Il punto in cui i quindici minuti di gloria di warholiana memoria diventano un obiettivo primario, perché i palinsesti si riempiono di pupazzi senza senso che gracchiano inutilmente, ciarlando a vuoto di argomenti talvolta più grandi di loro, con una pochezza disarmante e un’evidente assenza di preparazione di base. E il “bello” è che i campi sono innumerevoli: c’è il comico che dà fantalezioni di rivolta, la starlette che passa dal programma calcistico alla critica musicale, l’esperto di gossip che ospita ragazze coinvolte (come parte lesa) in processi di prostituzione facendo fare bella figura al proprio datore di lavoro e chi più ne ha più ne metta.

Sia ben chiaro: nessuno può dirsi totalmente estraneo al meccanismo che tento di spiegare in queste righe. Chi ha vissuto vent’anni di berlusconismo (non di Berlusconi: di berlusconismo) non ha avuto praticamente scelta.

C’è stata la campagna elettorale in cui la ragazza prodigio che non sapeva cantare né ballare diceva a milioni di ragazzine che Silvio è il bene e i comunisti sono il diavolo, il male; la colonna portante della televisione italiana, legata da una stretta amicizia con Berlusconi, che dice alle massaie di votare il caro amico mentre conduce il suo storico gioco a premi. C’è Raimondo Vianello addirittura, che lo consiglia. È la prima metà degli anni ’90 e tutto comincia, più o meno, da qua.

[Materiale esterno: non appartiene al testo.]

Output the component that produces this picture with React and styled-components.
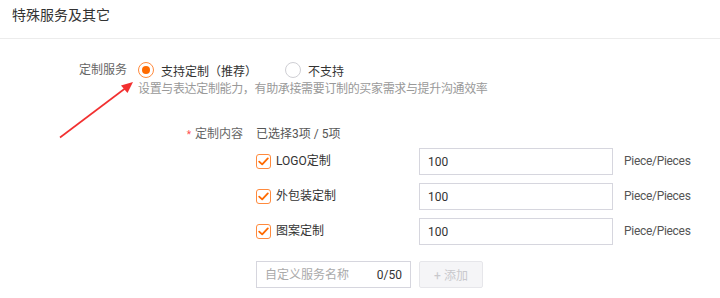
import React, { useState } from "react";
import styled, { createGlobalStyle } from "styled-components";

const GlobalStyle = createGlobalStyle`
    body {
        margin: 0;
        background: #fff;
        font-family: Roboto, "Noto Sans CJK SC", sans-serif;
        color: #333;
    }
`;

const Page = styled.div`
    width: 720px;
    height: 298px;
    position: relative;
    overflow: hidden;
`;

const Header = styled.div`
    box-sizing: border-box;
    height: 39px;
    padding: 7px 12px 0;
    font-size: 14px;
    line-height: 16px;
    color: #333;
    border-bottom: 1px solid #ececec;
`;

const FormRow = styled.div`
    display: flex;
    align-items: flex-start;
    margin-top: ${props => props.top || 0}px;
`;

const Label = styled.div`
    width: ${props => props.width}px;
    flex-shrink: 0;
    text-align: right;
    font-size: 12px;
    line-height: 20px;
    color: #666;
    margin-right: ${props => props.gap || 11}px;
`;

const Star = styled.span`
    color: #ff4d4f;
    margin-right: 4px;
    font-size: 10px;
`;

const Content = styled.div`
    display: flex;
    flex-direction: column;
`;

const RadioGroup = styled.div`
    display: flex;
    align-items: center;
    height: 20px;
`;

const RadioOption = styled.label`
    display: flex;
    align-items: center;
    font-size: 12px;
    color: #333;
    margin-right: 28px;
    cursor: pointer;
`;

const RadioCircle = styled.span`
    box-sizing: border-box;
    width: 16px;
    height: 16px;
    border-radius: 50%;
    border: 1px solid ${props => (props.checked ? "#ff8a3d" : "#cfcfd4")};
    display: flex;
    align-items: center;
    justify-content: center;
    margin-right: 7px;
    &::after {
        content: "";
        width: 8px;
        height: 8px;
        border-radius: 50%;
        background: #ff6a00;
        display: ${props => (props.checked ? "block" : "none")};
    }
`;

const Help = styled.div`
    font-size: 12px;
    line-height: 18px;
    color: #999;
    letter-spacing: -0.35px;
`;

const Count = styled.div`
    font-size: 12px;
    line-height: 20px;
    color: #555;
`;

const ItemRow = styled.div`
    display: flex;
    align-items: center;
    margin-top: ${props => props.top}px;
`;

const CheckItem = styled.label`
    width: 163px;
    display: flex;
    align-items: center;
    font-size: 12px;
    line-height: 15px;
    color: #333;
    cursor: pointer;
`;

const CheckBox = styled.span`
    box-sizing: border-box;
    width: 15px;
    height: 15px;
    border: 1px solid #ff8a3d;
    border-radius: 3px;
    display: flex;
    align-items: center;
    justify-content: center;
    margin-right: 5px;
    background: #fff;
`;

const QtyInput = styled.input`
    box-sizing: border-box;
    width: 194px;
    height: 27px;
    border: 1px solid #d6d6de;
    padding: 0 8px;
    font-size: 12px;
    font-family: Roboto, "Noto Sans CJK SC", sans-serif;
    color: #333;
    outline: none;
`;

const Unit = styled.span`
    margin-left: 11px;
    font-size: 12px;
    line-height: 27px;
    color: #555;
    letter-spacing: -0.3px;
`;

const CustomBox = styled.div`
    box-sizing: border-box;
    width: 155px;
    height: 27px;
    border: 1px solid #d6d6de;
    display: flex;
    align-items: center;
    padding: 0 8px;
    font-size: 12px;
`;

const CustomInput = styled.input`
    flex: 1;
    min-width: 0;
    border: none;
    outline: none;
    padding: 0;
    font-size: 12px;
    font-family: Roboto, "Noto Sans CJK SC", sans-serif;
    color: #333;
    &::placeholder {
        color: #aaa;
    }
`;

const Counter = styled.span`
    color: #333;
`;

const AddButton = styled.button`
    box-sizing: border-box;
    width: 64px;
    height: 27px;
    margin-left: 8px;
    border: 1px solid #e6e6ea;
    border-radius: 2px;
    background: #f5f5f7;
    color: #c8c8cc;
    font-size: 12px;
    font-family: Roboto, "Noto Sans CJK SC", sans-serif;
    cursor: not-allowed;
`;

const Arrow = styled.svg`
    position: absolute;
    left: 0;
    top: 0;
    pointer-events: none;
`;

const Check = () => (
    <svg width="11" height="9" viewBox="0 0 11 9">
        <path d="M1.2 4.6 L4.2 7.4 L9.8 1.4" fill="none" stroke="#ff6a00" strokeWidth="1.8" strokeLinecap="round" strokeLinejoin="round" />
    </svg>
);

const items = [
    { name: "LOGO定制", qty: "100" },
    { name: "外包装定制", qty: "100" },
    { name: "图案定制", qty: "100" },
];

const App = () => {
    const [support, setSupport] = useState(true);
    const [custom, setCustom] = useState("");

    return (
        <Page>
            <GlobalStyle />
            <Header>特殊服务及其它</Header>
            <FormRow top={21}>
                <Label width={127}>定制服务</Label>
                <Content>
                    <RadioGroup>
                        <RadioOption onClick={() => setSupport(true)}>
                            <RadioCircle checked={support} />
                            支持定制（推荐）
                        </RadioOption>
                        <RadioOption onClick={() => setSupport(false)}>
                            <RadioCircle checked={!support} />
                            不支持
                        </RadioOption>
                    </RadioGroup>
                    <Help>设置与表达定制能力，有助承接需要订制的买家需求与提升沟通效率</Help>
                    <FormRow top={26}>
                        <Label width={105} gap={13}><Star>*</Star>定制内容</Label>
                        <Content>
                            <Count>已选择3项 / 5项</Count>
                            {items.map((item, i) => (
                                <ItemRow key={item.name} top={i === 0 ? 4 : 8}>
                                    <CheckItem>
                                        <CheckBox><Check /></CheckBox>
                                        {item.name}
                                    </CheckItem>
                                    <QtyInput defaultValue={item.qty} />
                                    <Unit>Piece/Pieces</Unit>
                                </ItemRow>
                            ))}
                            <ItemRow top={16}>
                                <CustomBox>
                                    <CustomInput
                                        placeholder="自定义服务名称"
                                        value={custom}
                                        onChange={e => setCustom(e.target.value)}
                                    />
                                    <Counter>{custom.length}/50</Counter>
                                </CustomBox>
                                <AddButton disabled>+ 添加</AddButton>
                            </ItemRow>
                        </Content>
                    </FormRow>
                </Content>
            </FormRow>
            <Arrow width="720" height="298">
                <line x1="60" y1="137.5" x2="127" y2="87" stroke="#f23030" strokeWidth="1.6" />
                <polygon points="133,82 121,85.5 127.5,93" fill="#f23030" />
            </Arrow>
        </Page>
    );
};

export default App;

Il processo è inarrestabile. Trasmissioni spensierate come Non è la RAI diventano un must, cominciando a non essere più l’eccezione ma la regola. L’evoluzione è lenta ma inesorabile, e negli ultimi dieci anni diventa sempre più profonda e radicata. Uomini e donne, Grande Fratello, C’è posta per te, L’isola dei famosi diventano le fondamenta del Paese, conquistano il cuore di una grandissima percentuale di italiani, i quali li premiano fidelizzandosi davanti alla tv con ottimi risultati di share. Il risultato è un popolo che, perdonate la banalità, pensa più a Costantino e Alessandra nei loro quindici minuti di splendore che a D’Alema, a Fini e alle leggi da approvare. Questi programmi, uniti alla crescente disinformazione dei telegiornali, sono alla base di una delle dieci teorie della strategia della manipolazione attraverso i mass media, come insegna Noam Chomsky. “Un diluvio di distrazioni continue e di informazioni insignificanti” utile a disintegrare la coscienza critica, spostando l’attenzione dello spettatore verso altro, mentre attraverso l’esperimento della rana bollita il cittadino incassa senza colpo ferire anche i colpi più duri.

L’appiattimento culturale causato da questi trent’anni scellerati ha messo in moto un meccanismo assai pericoloso, quello che potremmo chiamare saccenza di ritorno: chiunque possegga qualche nozione basilare su politica o storia si sentirà in diritto, da qui a qualche mese -se non addirittura qualche anno-, di fare la morale a chicchessia, di dire cosa è giusto e cosa è sbagliato, sperando in un “analfabetismo” di ritorno dell’interlocutore, almeno per quanto riguarda il piano politico. E succederà, come detto, non solo in tv. Tornare alla normalità, a discutere di politica tra politici e non tra imprenditori che badano al proprio tornaconto, sarebbe già un passo avanti.

Diceva Petronio nell’incipit del Satyricon che “anche un procedimento legale è merce da mettere a mercato, e anche il cavaliere che siede in giudizio non sdegna di farsi comperare“. Questo è il quadro odierno della politica italiana, e non bisogna farsi comperare; piuttosto dobbiamo tutti rieducarci a un dibattito politico che vada oltre i soliti cliché. Altrimenti avremo perso altri vent’anni della nostra storia senza capire i veri problemi del nostro Paese.